What this task involves: Only the number is wanted: how many lines hold the word "TypeScript"?

Rows from a dataset of pages and code:
↓
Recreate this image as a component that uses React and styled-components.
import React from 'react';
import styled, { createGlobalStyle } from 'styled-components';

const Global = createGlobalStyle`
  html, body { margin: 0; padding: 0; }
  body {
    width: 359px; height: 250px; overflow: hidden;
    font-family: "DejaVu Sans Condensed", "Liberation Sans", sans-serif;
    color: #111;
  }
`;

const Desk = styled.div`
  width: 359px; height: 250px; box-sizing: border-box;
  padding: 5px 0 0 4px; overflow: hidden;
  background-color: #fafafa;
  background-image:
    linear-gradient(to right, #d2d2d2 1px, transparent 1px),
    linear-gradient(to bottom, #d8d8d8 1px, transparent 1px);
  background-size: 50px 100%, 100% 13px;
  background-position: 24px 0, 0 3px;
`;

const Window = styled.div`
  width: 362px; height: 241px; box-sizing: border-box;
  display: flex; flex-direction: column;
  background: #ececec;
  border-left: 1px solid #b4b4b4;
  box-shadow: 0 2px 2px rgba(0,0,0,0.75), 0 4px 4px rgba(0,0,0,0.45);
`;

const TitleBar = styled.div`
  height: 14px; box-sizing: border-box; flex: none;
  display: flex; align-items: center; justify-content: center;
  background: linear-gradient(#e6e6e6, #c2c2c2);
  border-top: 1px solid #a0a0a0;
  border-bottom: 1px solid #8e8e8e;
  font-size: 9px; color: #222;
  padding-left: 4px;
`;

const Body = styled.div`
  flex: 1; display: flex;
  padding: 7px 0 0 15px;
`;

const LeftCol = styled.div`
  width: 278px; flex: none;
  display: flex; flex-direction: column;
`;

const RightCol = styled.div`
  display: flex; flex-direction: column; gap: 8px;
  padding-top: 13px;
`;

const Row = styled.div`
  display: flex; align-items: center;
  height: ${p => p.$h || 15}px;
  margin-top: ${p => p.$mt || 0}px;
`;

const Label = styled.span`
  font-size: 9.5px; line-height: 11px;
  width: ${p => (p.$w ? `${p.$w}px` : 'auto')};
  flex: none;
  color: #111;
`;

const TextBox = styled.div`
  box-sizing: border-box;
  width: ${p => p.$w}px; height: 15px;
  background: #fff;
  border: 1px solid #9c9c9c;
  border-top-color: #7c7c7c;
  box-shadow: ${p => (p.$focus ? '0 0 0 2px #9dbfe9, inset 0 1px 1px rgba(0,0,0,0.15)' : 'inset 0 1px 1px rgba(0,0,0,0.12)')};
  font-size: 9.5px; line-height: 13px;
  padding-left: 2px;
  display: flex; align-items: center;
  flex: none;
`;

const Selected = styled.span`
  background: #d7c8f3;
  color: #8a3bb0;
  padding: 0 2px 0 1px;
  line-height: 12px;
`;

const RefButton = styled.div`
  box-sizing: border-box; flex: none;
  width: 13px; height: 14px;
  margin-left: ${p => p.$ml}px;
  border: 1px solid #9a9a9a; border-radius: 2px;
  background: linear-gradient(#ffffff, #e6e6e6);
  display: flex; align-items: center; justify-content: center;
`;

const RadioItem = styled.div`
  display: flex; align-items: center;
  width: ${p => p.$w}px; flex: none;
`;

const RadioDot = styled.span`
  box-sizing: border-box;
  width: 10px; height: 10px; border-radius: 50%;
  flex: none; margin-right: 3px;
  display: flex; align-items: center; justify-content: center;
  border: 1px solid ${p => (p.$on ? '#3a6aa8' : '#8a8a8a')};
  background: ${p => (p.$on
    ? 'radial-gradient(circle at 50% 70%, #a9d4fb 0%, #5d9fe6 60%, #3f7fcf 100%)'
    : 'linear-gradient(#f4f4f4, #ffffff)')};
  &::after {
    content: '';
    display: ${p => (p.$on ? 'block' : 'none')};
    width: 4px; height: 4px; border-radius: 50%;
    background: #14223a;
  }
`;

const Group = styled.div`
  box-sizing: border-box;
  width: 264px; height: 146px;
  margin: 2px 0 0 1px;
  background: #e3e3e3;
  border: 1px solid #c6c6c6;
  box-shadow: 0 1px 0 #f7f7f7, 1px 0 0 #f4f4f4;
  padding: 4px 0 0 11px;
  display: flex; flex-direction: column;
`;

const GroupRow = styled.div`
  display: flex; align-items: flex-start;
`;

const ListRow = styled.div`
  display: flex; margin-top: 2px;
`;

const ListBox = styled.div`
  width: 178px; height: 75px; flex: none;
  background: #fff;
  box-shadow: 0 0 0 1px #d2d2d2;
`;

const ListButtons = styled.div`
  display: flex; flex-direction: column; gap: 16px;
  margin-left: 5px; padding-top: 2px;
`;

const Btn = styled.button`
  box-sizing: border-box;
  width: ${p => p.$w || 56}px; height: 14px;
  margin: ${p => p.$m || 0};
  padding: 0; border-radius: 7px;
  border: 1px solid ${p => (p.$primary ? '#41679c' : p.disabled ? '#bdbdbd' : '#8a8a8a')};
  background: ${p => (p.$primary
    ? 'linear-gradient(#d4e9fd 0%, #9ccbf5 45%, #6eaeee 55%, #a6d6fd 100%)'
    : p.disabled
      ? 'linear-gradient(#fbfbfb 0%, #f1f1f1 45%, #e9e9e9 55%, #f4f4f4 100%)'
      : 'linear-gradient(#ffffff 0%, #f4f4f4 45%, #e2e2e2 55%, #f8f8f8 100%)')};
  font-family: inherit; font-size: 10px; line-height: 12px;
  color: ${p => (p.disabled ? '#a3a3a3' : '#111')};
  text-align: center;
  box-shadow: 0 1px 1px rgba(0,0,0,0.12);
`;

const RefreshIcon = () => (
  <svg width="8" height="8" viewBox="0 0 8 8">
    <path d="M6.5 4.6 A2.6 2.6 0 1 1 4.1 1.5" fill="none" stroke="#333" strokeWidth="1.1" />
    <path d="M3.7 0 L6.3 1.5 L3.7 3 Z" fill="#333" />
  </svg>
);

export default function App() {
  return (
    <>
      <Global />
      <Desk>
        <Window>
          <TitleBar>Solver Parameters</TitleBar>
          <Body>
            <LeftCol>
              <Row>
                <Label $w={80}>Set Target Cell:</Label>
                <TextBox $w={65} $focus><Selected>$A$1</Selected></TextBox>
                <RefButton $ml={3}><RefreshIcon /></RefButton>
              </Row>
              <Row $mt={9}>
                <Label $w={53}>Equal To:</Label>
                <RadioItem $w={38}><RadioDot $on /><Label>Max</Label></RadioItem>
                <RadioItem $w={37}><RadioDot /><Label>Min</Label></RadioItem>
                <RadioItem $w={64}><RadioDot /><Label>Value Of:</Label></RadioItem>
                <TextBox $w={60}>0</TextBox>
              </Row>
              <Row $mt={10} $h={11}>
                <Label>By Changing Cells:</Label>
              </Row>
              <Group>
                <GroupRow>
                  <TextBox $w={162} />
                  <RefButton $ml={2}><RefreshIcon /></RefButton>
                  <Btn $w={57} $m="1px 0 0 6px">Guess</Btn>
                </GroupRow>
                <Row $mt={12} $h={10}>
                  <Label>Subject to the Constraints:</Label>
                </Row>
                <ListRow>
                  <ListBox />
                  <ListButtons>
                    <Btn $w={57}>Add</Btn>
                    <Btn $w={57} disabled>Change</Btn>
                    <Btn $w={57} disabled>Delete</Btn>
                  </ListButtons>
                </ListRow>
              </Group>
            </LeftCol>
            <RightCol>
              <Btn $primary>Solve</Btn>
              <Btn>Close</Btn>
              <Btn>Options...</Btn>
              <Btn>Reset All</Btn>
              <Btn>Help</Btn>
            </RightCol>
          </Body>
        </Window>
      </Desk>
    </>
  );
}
↑
↓
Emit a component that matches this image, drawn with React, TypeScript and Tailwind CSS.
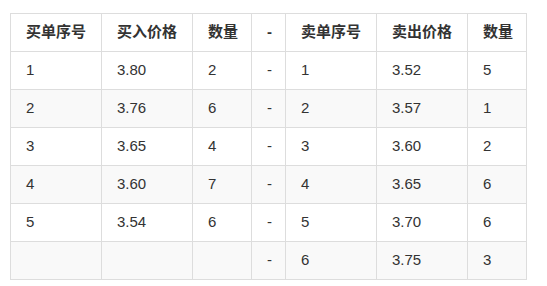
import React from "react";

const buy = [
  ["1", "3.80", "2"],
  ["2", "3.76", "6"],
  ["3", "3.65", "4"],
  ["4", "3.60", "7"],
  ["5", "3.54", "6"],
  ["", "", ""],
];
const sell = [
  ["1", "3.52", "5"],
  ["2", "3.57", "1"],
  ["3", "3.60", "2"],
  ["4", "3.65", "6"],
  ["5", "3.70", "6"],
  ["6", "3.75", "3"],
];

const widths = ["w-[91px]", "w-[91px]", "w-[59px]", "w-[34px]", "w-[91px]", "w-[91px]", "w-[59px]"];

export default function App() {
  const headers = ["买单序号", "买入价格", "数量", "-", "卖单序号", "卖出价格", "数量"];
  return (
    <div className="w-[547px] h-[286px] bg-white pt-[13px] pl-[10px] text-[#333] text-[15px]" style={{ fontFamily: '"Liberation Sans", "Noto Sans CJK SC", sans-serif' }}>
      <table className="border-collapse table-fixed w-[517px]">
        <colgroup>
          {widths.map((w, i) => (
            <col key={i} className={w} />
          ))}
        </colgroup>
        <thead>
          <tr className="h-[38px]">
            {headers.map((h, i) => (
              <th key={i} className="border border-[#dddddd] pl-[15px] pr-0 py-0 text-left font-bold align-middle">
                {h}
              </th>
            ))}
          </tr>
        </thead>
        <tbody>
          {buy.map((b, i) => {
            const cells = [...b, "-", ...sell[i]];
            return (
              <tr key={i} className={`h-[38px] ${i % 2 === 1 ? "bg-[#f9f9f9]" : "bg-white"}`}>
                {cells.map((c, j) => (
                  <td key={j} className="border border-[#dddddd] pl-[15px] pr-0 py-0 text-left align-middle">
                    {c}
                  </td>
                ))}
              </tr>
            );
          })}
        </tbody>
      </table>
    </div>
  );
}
↑
↓
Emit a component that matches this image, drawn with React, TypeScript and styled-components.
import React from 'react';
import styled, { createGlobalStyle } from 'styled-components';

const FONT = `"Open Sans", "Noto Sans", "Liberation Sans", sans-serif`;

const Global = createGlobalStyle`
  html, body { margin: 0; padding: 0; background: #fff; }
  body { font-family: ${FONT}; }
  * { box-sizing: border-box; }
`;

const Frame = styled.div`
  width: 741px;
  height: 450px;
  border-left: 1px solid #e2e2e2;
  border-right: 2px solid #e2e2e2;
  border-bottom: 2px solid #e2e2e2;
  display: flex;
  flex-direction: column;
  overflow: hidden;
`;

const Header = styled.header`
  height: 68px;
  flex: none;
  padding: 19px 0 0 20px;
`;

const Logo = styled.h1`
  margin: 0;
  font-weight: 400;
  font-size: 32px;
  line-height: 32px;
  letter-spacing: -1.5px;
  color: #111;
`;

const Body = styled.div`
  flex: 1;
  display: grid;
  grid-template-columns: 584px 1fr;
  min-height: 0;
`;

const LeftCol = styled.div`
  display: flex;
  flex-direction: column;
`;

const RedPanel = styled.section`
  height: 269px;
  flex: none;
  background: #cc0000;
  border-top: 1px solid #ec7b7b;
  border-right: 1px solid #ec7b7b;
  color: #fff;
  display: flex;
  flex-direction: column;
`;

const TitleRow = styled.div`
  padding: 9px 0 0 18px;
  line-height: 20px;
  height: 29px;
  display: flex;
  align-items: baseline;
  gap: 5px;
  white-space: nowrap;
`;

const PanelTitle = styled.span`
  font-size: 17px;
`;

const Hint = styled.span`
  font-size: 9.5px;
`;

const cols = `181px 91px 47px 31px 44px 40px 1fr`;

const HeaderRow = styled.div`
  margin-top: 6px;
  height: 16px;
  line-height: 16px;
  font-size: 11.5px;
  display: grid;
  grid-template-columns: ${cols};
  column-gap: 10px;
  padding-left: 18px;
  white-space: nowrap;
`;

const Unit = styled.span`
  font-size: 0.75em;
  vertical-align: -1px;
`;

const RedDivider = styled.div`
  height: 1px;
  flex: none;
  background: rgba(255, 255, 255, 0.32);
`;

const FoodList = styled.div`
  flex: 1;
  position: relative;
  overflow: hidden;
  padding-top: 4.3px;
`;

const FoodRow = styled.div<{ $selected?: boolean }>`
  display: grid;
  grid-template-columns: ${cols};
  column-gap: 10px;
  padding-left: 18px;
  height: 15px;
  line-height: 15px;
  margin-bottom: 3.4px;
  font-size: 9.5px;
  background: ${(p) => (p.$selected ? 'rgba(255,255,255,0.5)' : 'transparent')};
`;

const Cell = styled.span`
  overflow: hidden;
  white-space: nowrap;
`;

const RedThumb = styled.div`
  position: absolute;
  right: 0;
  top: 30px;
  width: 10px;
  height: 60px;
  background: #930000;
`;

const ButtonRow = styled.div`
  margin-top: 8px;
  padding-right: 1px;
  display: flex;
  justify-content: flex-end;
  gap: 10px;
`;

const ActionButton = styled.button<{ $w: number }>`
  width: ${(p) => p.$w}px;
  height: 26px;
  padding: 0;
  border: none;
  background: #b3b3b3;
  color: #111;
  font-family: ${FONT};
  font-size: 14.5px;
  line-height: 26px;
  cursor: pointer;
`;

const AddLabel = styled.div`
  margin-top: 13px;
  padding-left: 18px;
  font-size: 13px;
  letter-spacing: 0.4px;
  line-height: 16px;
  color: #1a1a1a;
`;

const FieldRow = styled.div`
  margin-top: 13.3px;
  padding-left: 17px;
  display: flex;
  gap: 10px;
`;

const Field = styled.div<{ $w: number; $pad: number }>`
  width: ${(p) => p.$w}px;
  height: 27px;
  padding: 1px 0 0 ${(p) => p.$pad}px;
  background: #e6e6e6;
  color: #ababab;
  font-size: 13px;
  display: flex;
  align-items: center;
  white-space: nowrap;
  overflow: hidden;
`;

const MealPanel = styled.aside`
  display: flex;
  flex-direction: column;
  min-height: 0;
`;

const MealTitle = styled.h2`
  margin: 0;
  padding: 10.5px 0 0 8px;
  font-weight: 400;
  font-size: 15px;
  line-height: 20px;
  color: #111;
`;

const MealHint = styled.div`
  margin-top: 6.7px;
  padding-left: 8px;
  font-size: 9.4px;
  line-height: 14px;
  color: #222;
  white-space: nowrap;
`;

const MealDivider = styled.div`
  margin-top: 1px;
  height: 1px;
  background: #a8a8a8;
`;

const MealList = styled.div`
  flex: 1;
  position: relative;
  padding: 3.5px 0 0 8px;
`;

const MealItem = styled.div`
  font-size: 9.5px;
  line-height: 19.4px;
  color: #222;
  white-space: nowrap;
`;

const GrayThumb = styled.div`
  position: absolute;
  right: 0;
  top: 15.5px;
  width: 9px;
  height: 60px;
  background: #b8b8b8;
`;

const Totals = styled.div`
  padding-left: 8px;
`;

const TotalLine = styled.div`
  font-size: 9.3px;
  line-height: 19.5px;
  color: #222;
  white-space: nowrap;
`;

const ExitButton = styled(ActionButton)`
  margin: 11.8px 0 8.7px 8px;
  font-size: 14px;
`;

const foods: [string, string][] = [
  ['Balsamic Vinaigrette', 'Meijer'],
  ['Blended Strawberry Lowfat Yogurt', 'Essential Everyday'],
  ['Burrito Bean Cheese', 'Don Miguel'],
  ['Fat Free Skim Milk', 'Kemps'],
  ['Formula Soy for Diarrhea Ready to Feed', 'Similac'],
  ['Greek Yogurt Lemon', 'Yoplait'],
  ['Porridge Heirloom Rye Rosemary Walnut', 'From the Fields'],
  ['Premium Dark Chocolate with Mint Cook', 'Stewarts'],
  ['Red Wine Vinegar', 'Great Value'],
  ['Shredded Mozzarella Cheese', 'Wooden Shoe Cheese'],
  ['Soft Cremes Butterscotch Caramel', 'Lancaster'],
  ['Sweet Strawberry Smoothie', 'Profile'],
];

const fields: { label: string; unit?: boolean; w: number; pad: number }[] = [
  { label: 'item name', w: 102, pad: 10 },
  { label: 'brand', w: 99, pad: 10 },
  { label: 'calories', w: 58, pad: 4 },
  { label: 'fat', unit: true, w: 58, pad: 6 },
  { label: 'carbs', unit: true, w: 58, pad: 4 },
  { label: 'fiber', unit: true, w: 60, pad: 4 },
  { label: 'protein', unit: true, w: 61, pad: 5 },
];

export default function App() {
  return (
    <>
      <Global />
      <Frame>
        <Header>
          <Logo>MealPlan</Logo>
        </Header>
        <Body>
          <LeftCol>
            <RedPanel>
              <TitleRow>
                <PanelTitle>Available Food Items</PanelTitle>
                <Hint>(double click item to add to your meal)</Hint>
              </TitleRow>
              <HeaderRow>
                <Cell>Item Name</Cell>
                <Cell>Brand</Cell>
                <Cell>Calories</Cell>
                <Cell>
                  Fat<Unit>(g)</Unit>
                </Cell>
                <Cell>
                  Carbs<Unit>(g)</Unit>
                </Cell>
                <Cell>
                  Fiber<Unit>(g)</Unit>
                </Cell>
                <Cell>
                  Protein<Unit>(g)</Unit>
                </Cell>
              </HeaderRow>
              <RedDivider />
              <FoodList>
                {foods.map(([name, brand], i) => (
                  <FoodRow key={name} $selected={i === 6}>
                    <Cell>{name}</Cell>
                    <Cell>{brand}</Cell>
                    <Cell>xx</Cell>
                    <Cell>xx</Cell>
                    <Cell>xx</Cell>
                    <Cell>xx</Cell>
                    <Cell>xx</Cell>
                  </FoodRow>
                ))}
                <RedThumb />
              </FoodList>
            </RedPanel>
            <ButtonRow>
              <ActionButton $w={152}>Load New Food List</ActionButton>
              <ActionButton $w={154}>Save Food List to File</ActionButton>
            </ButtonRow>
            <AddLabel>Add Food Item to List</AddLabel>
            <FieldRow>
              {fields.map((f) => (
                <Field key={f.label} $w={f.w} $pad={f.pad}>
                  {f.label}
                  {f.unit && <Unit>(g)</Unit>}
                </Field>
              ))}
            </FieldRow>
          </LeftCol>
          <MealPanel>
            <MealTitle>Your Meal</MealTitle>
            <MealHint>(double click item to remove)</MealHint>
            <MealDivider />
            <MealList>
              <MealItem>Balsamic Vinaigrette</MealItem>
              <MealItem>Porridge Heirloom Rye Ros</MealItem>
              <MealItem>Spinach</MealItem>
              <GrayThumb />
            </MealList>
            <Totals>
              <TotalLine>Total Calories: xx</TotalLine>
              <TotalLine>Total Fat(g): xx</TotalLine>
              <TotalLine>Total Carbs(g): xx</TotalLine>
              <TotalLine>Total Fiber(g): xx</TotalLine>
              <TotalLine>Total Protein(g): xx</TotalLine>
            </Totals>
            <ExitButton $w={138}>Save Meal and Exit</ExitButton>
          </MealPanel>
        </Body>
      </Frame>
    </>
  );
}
↑
The output: 2